The load benchmarks were great, for small files. For large files, I was transferring around 50kb/sec to 50 clients each, on my machine. Note that if you simulate a large number of clients, your server CPU allocation will be disproportionate to the number of clients: for a 100 clients, my server was using only 3-4% of the processor, while the clients were using ~90%. Something to keep an eye out for. Or just use a more powerful machine with more cores while simulating.

Here are some numbers. For context, A2_small_file.txt is a 100kB text file.

times

Day Seven

Thus, the clients and server were completed in all their vast array, so on the seventh day, God rested from all his work. Then God Blessed the seventh day and made it holy Cursed himself for having spent so much time on one assignment, when there were four more to do, and minors would begin in a week

If you felt like this article was too fast, or too poorly written, you now know why :’)

Since the assignment deadline is still not over, I’ve consciously not divulged many specifics. Will probably release a follow-up on the protocol and client-server design itself later on. Update: you can play with the code here

Footnotes

1 select can handle only 1024 events, and is linear in time, which makes it a very bad choice. More modern implementations use kqueue(BSD/macOS), epoll(Linux) or IOCP(Windows). A cross-platform option is to use libevent.

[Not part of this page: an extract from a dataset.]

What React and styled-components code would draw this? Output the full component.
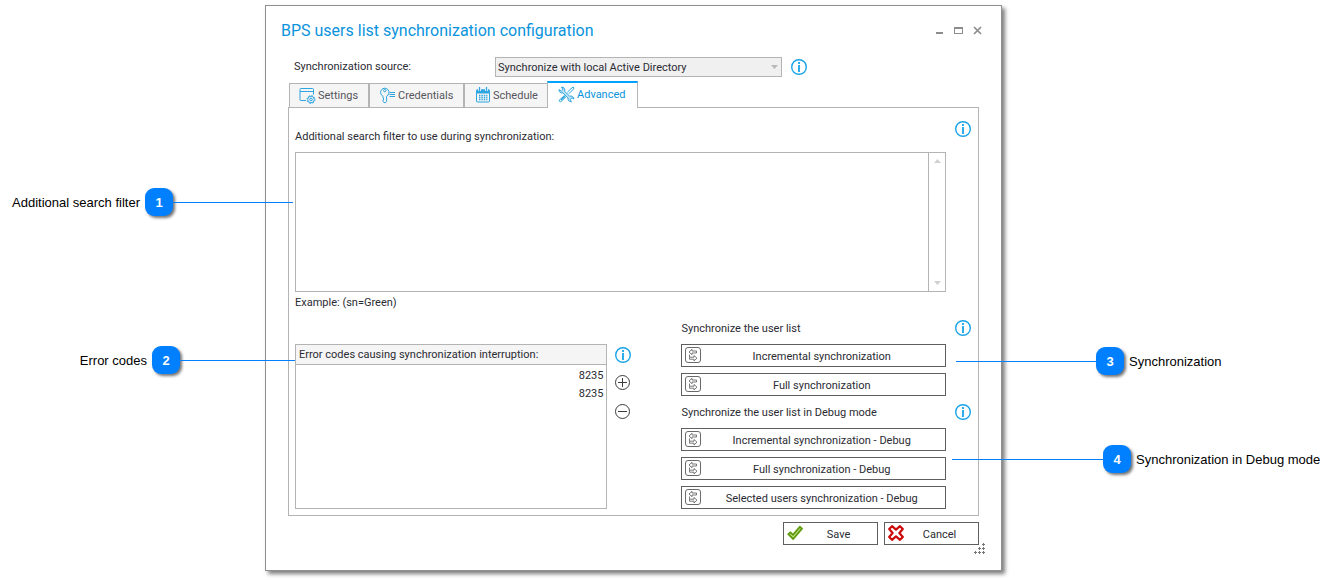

2 recv will block (wait until there are nonzero bytes in the read buffer) if the socket is blocking, and will read atmost len bytes to buf (the number of bytes read are returned by the syscall). If the socket is non-blocking, recv may return 0 if there’s nothing in the buffer to read. Note that if a blocking recv returns 0, it means that the connection has been disconnected (why? Don’t really know, but I guess it’s because there’s an EOF residing in the buffer, sent by the other party, up to which recv reads, and then there’s nothing left to read but the EOF).

3 Tired of all the *buntu distros, and had experience with arch (loved the rolling distro functionality), so needed an arch experience with minimal effort.